Here is the Mathematica code that I used:

alphaRaw = ImportString[(* copy and paste from the PDF table *), "Table"];
(* remove headers *)
Select[ArrayQ] @ SplitBy[alphaRaw, Head@*First];
(* join corresponding columns *)
Flatten[Partition[%, 2], {{2}, {1, 3}}];
(* resample to 1 nm *)
{alphaPS, alphaNL} = (Interpolation[#] /@ Range[360, 830]) & /@ %;

spectrumRaw = Import["http://rredc.nrel.gov/solar/spectra/am0/E490_00a_AM0.xls"];
(* resample to 1 nm (inputs in um!) *)
spectrum = Interpolation[spectrumRaw[[1, 2 ;;, ;; 2]]] /@ (Range[360, 830] / 1000);

cieRaw = Import["http://www.cis.rit.edu/research/mcsl2/online/CIE/StdObsFuncs.xls"];
(* pair each color function column with the wavelength column *)
Transpose[{cieRaw[[1, 6 ;;, 2 ;; 4]]], #}] & /@ cieRaw[[1, 6 ;;, 2 ;; 4]]];
(* resample to 1 nm *)
cieXYZ = (Interpolation[#] /@ Range[360, 830]) & /@ %;

With[{u = 0.85},
  (* compute color at 101 points evenly spaced in mu *)
  colorXYZ = Transpose @ Table[
               Total[ (* integration -> summation *)
                 Transpose @ cieXYZ
                 * spectrum
                 * (1 - u (1 - mu^alphaPS))
                 / ((2 + alphaPS (1 - u)) / (2 + alphaPS))
               ],
               {mu, 0, 1, 0.01}
             ];
  (* scale so maximum = 1 *)
  colorXYZ /= Max[colorXYZ / {0.97, 1, 0.83}];
  (* dim by 15% *)
  colorXYZ *= 0.85;
]

(I'm not sure why Mathematica renders the XYZ colors with a blue tint.)
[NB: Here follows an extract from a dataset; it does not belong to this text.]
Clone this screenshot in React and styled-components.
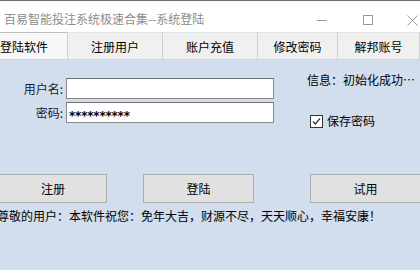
import React from 'react';
import styled, { createGlobalStyle } from 'styled-components';

const Global = createGlobalStyle`
  html, body {
    margin: 0;
    padding: 0;
    background: #ffffff;
  }
  body {
    font-family: "Noto Sans CJK SC", "Microsoft YaHei", sans-serif;
    font-size: 12px;
    color: #000;
  }
`

const Window = styled.div`
  width: 420px;
  height: 280px;
  overflow: hidden;
  display: flex;
  flex-direction: column;
  background: #ffffff;
`

const TitleBar = styled.div`
  height: 32px;
  flex: none;
  border-top: 1px solid #6e6e6e;
  display: flex;
  align-items: center;
  padding: 5px 2px 0 4px;
  box-sizing: border-box;
  background: #ffffff;
`

const Title = styled.div`
  flex: 1;
  color: #8c8c8c;
  font-size: 12px;
  line-height: 14px;
  white-space: nowrap;
`

const Controls = styled.div`
  display: flex;
  align-items: center;
  padding-top: 2px;
`

const Control = styled.div`
  width: 11px;
  margin-left: ${p => p.$gap}px;
  display: flex;
  justify-content: center;
  align-items: center;
`

const TabStrip = styled.div`
  height: 27px;
  flex: none;
  display: flex;
  background: #f0f0f0;
  border-bottom: 1px solid #d4d4d4;
`

const Tab = styled.div`
  width: ${p => p.$w}px;
  flex: none;
  display: flex;
  align-items: center;
  justify-content: ${p => (p.$first ? 'flex-start' : 'center')};
  box-sizing: border-box;
  border-right: 1px solid #cfcfcf;
  background: ${p => (p.$active ? '#f7f7f7' : '#f0f0f0')};
  border-top: 1px solid ${p => (p.$active ? '#bdbdbd' : '#e3e3e3')};
  font-size: 12px;
  line-height: 14px;
  padding-top: 1px;
  white-space: nowrap;
`

const Content = styled.div`
  height: 210px;
  flex: none;
  background: #d2deee;
  box-sizing: border-box;
  padding-top: 13px;
  display: flex;
  flex-direction: column;
`

const Upper = styled.div`
  display: flex;
`

const Form = styled.div`
  margin-top: 5px;
  display: grid;
  grid-template-columns: 63px 208px;
  grid-auto-rows: 21px;
  column-gap: 3px;
  row-gap: 3px;
`

const Label = styled.div`
  display: flex;
  align-items: center;
  justify-content: flex-end;
  font-size: 12px;
  color: #1a1a1a;
`

const Input = styled.div`
  box-sizing: border-box;
  background: #ffffff;
  border: 1px solid #8a8a8a;
  border-top-color: #707070;
  display: flex;
  align-items: center;
  padding-left: 2px;
  font-family: "DejaVu Sans", sans-serif;
  font-size: 12px;
  font-weight: bold;
  letter-spacing: -0.2px;
  padding-top: 6px;
`

const Side = styled.div`
  margin-left: 33px;
  display: flex;
  flex-direction: column;
`

const Info = styled.div`
  font-size: 12px;
  line-height: 14px;
  white-space: nowrap;
`

const CheckRow = styled.div`
  margin-top: 27px;
  margin-left: 3px;
  display: flex;
  align-items: center;
  gap: 4px;
  font-size: 12px;
  line-height: 14px;
`

const Box = styled.div`
  width: 13px;
  height: 13px;
  box-sizing: border-box;
  border: 1px solid #333333;
  background: #ffffff;
  display: flex;
  align-items: center;
  justify-content: center;
`

const Buttons = styled.div`
  margin-top: 46px;
  display: flex;
`

const Button = styled.div`
  width: ${p => p.$w}px;
  margin-left: ${p => p.$ml}px;
  height: 29px;
  flex: none;
  box-sizing: border-box;
  background: #e1e1e1;
  border: 1px solid #adadad;
  display: flex;
  align-items: center;
  justify-content: center;
  font-size: 12px;
`

const Footer = styled.div`
  margin-top: 6px;
  margin-left: -3px;
  font-size: 12px;
  line-height: 14px;
  white-space: nowrap;
`

export default function App() {
  return (
    <>
      <Global />
      <Window>
        <TitleBar>
          <Title>百易智能投注系统极速合集--系统登陆</Title>
          <Controls>
            <Control $gap={0}>
              <svg width="10" height="10" viewBox="0 0 10 10">
                <path d="M0 5.5h10" stroke="#999" strokeWidth="1" />
              </svg>
            </Control>
            <Control $gap={35}>
              <svg width="10" height="10" viewBox="0 0 10 10">
                <rect x="0.5" y="0.5" width="9" height="9" fill="none" stroke="#999" />
              </svg>
            </Control>
            <Control $gap={34}>
              <svg width="11" height="11" viewBox="0 0 11 11">
                <path d="M0.5 0.5l10 10M10.5 0.5l-10 10" stroke="#999" strokeWidth="1" />
              </svg>
            </Control>
          </Controls>
        </TitleBar>
        <TabStrip>
          <Tab $w={68} $first $active>登陆软件</Tab>
          <Tab $w={95}>注册用户</Tab>
          <Tab $w={95}>账户充值</Tab>
          <Tab $w={80}>修改密码</Tab>
          <Tab $w={82}>解邦账号</Tab>
        </TabStrip>
        <Content>
          <Upper>
            <Form>
              <Label>用户名:</Label>
              <Input />
              <Label>密码:</Label>
              <Input>**********</Input>
            </Form>
            <Side>
              <Info>信息：初始化成功…</Info>
              <CheckRow>
                <Box>
                  <svg width="9" height="9" viewBox="0 0 9 9">
                    <path d="M1 4.5l2.3 2.5L8 1.5" fill="none" stroke="#333" strokeWidth="1.2" />
                  </svg>
                </Box>
                保存密码
              </CheckRow>
            </Side>
          </Upper>
          <Buttons>
            <Button $w={108} $ml={-1}>注册</Button>
            <Button $w={111} $ml={36}>登陆</Button>
            <Button $w={111} $ml={56}>试用</Button>
          </Buttons>
          <Footer>尊敬的用户：本软件祝您：免年大吉，财源不尽，天天顺心，幸福安康！</Footer>
        </Content>
      </Window>
    </>
  );
}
colorRGBlinear = {{3.2406, -1.5372, -0.4986}, {-0.9689, 1.8758, 0.0415}, {0.0557, -0.2040, 1.0570}}.colorXYZ;
colorRGBlinear /= Max[colorRGBlinear];
colorRGBlinear *= 0.85;

gamma = With[{a = 0.055}, If[# <= 0.0031308, 12.92 #, (1 + a) #^(1/2.4) - a] &];
colorSRGB = Map[gamma, colorRGBlinear, {2}];

Plot of the color difference (in CIE xy coordinates) from the limb to center (small black arrow). The ticks on the spectral locus are wavelength in nm, and the ticks on the Planckian locus are temperature in K.